(7e) Rates and Regioselectivities of Epichlorohydrin Methanolysis Depend on the Topology of Aluminosilicate Catalysts

The organization of liquid-phase molecules around active sites at solid-liquid interfaces impacts rates and activation barriers for catalytic reaction through non-covalent interactions that include van der Waals interactions and hydrogen-bonds among reactive intermediates, solvent molecules, and pore walls. These effects appear strongly for reactions within microporous materials, and knowledge of these interactions remain crucial to design liquid-phase catalysts. Nucleophilic ring-opening of epoxides with alcohols strongly senses these interactions and the formation rate of distinct regioisomers (i.e., the terminal ether and terminal alcohol) respond differently to spatial constraints and hydrogen bonding interactions with solvent molecules.

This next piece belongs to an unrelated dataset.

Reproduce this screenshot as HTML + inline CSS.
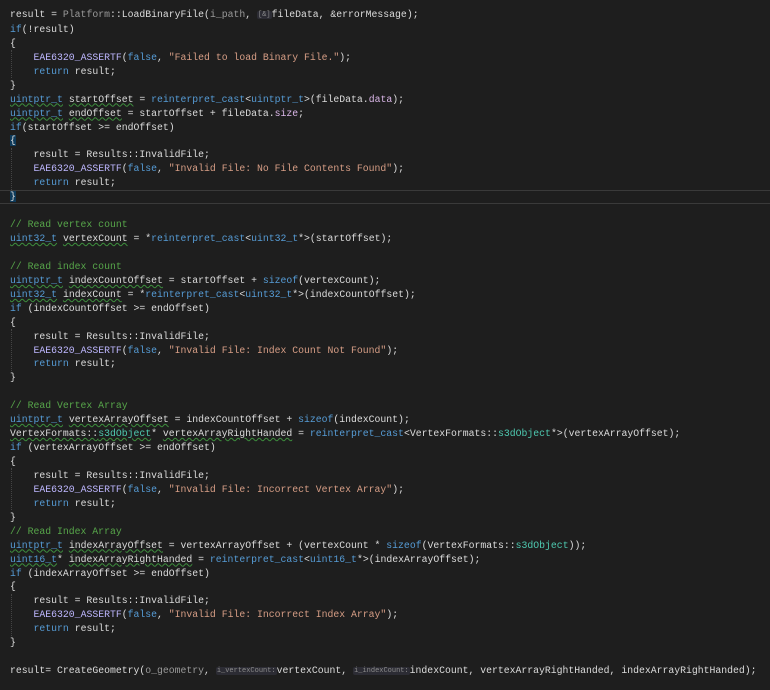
<!DOCTYPE html>
<html><head><meta charset="utf-8"><style>
body{margin:0;background:#1e1e1e;width:770px;height:690px;overflow:hidden}
pre{margin:0;position:absolute;left:10px;top:8px;font-family:"Liberation Mono",monospace;font-size:9.8px;line-height:13.94px;color:#dcdcdc;white-space:pre}
.k{color:#569cd6}.m{color:#beb7ff}.s{color:#d69d85}.c{color:#57a64a}.p{color:#9a9a9a}.f{color:#dcdcdc}.t{color:#4ec9b0}.mb{color:#dab6e8}
.h{font-size:7px;color:#8c8c8c;background:#2c2c34;border-radius:2px;padding:0 1px;vertical-align:1px}
.sq{text-decoration:underline wavy #3d8f3d;text-decoration-thickness:1px}
.cur{position:absolute;left:0;top:190px;width:770px;height:12px;border-top:1px solid #3a3a3a;border-bottom:1px solid #3a3a3a}
.g{position:absolute;left:11px;border-left:1px dotted #444;width:0}
</style></head><body>
<div class="cur"></div>
<div class="g" style="top:50px;height:28px"></div>
<div class="g" style="top:148px;height:42px"></div>
<div class="g" style="top:329px;height:42px"></div>
<div class="g" style="top:468px;height:42px"></div>
<div class="g" style="top:594px;height:42px"></div>
<pre>result = <span class="p">Platform</span>::<span class="f">LoadBinaryFile</span>(<span class="p">i_path</span>, <span class="h">[&amp;]</span>fileData, &amp;errorMessage);
<span class="k">if</span>(!result)
{
    <span class="m">EAE6320_ASSERTF</span>(<span class="k">false</span>, <span class="s">"Failed to load Binary File."</span>);
    <span class="k">return</span> result;
}
<span class="k sq">uintptr_t</span> <span class="sq">startOffset</span> = <span class="k">reinterpret_cast</span>&lt;<span class="k">uintptr_t</span>&gt;(fileData.<span class="mb">data</span>);
<span class="k sq">uintptr_t</span> <span class="sq">endOffset</span> = startOffset + fileData.<span class="mb">size</span>;
<span class="k">if</span>(startOffset &gt;= endOffset)
<span style="background:#0e3a5a">{</span>
    result = Results::InvalidFile;
    <span class="m">EAE6320_ASSERTF</span>(<span class="k">false</span>, <span class="s">"Invalid File: No File Contents Found"</span>);
    <span class="k">return</span> result;
<span style="background:#0e3a5a">}</span>

<span class="c">// Read vertex count</span>
<span class="k sq">uint32_t</span> <span class="sq">vertexCount</span> = *<span class="k">reinterpret_cast</span>&lt;<span class="k">uint32_t</span>*&gt;(startOffset);

<span class="c">// Read index count</span>
<span class="k sq">uintptr_t</span> <span class="sq">indexCountOffset</span> = startOffset + <span class="k">sizeof</span>(vertexCount);
<span class="k sq">uint32_t</span> <span class="sq">indexCount</span> = *<span class="k">reinterpret_cast</span>&lt;<span class="k">uint32_t</span>*&gt;(indexCountOffset);
<span class="k">if</span> (indexCountOffset &gt;= endOffset)
{
    result = Results::InvalidFile;
    <span class="m">EAE6320_ASSERTF</span>(<span class="k">false</span>, <span class="s">"Invalid File: Index Count Not Found"</span>);
    <span class="k">return</span> result;
}

<span class="c">// Read Vertex Array</span>
<span class="k sq">uintptr_t</span> <span class="sq">vertexArrayOffset</span> = indexCountOffset + <span class="k">sizeof</span>(indexCount);
<span class="sq">VertexFormats::<span class="t">s3dObject</span></span>* <span class="sq">vertexArrayRightHanded</span> = <span class="k">reinterpret_cast</span>&lt;VertexFormats::<span class="t">s3dObject</span>*&gt;(vertexArrayOffset);
<span class="k">if</span> (vertexArrayOffset &gt;= endOffset)
{
    result = Results::InvalidFile;
    <span class="m">EAE6320_ASSERTF</span>(<span class="k">false</span>, <span class="s">"Invalid File: Incorrect Vertex Array"</span>);
    <span class="k">return</span> result;
}
<span class="c">// Read Index Array</span>
<span class="k sq">uintptr_t</span> <span class="sq">indexArrayOffset</span> = vertexArrayOffset + (vertexCount * <span class="k">sizeof</span>(VertexFormats::<span class="t">s3dObject</span>));
<span class="k sq">uint16_t</span>* <span class="sq">indexArrayRightHanded</span> = <span class="k">reinterpret_cast</span>&lt;<span class="k">uint16_t</span>*&gt;(indexArrayOffset);
<span class="k">if</span> (indexArrayOffset &gt;= endOffset)
{
    result = Results::InvalidFile;
    <span class="m">EAE6320_ASSERTF</span>(<span class="k">false</span>, <span class="s">"Invalid File: Incorrect Index Array"</span>);
    <span class="k">return</span> result;
}

result= <span class="f">CreateGeometry</span>(<span class="p">o_geometry</span>, <span class="h">i_vertexCount:</span>vertexCount, <span class="h">i_indexCount:</span>indexCount, vertexArrayRightHanded, indexArrayRightHanded);</pre>
</body></html>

Here, we describe differences in rates and regioselectivities of epichlorohydrin ring-opening with methanol (CH₃OH) across a series of Brønsted acidic aluminosilicates of distinct topologies and offer molecular interpretations of the solvating interactions that give rise to these effects. Turnover rates for ring-opening reactions increase at all methanol concentrations with increasing pore size from TON (0.57 nm) to BEA (0.66 nm) before decreasing for larger pore sizes (Figure 1a). The magnitude of rate decreases observed in larger pore materials depends on the kinetic regime (Figure 1b), with rates most sensitive to pore size at high [CH₃OH] when bulky epichlorohydrin reacts in an S_N2 pathway with a CH₃OH-derived surface species. In this regime, apparent activation enthalpies and entropies change non-monotonically with pore size and reflect differences in transition state stabilities due to intrapore solvation of protonated intermediates. These effects selectively stabilize transition states for the sterically accessible terminal ether product as the pore size decreases from H₂SO₄ to TON (Figure 1c). Conversely, regioselectivities remain similar across the examined pore sizes at low [CH₃OH] when an S_N1 pathway involving epichlorohydrin-derived surface species dominates (Figure 1b), which reveals protic solvents confer greater kinetic sensitivity to material topology for liquid-phase zeolite catalysis.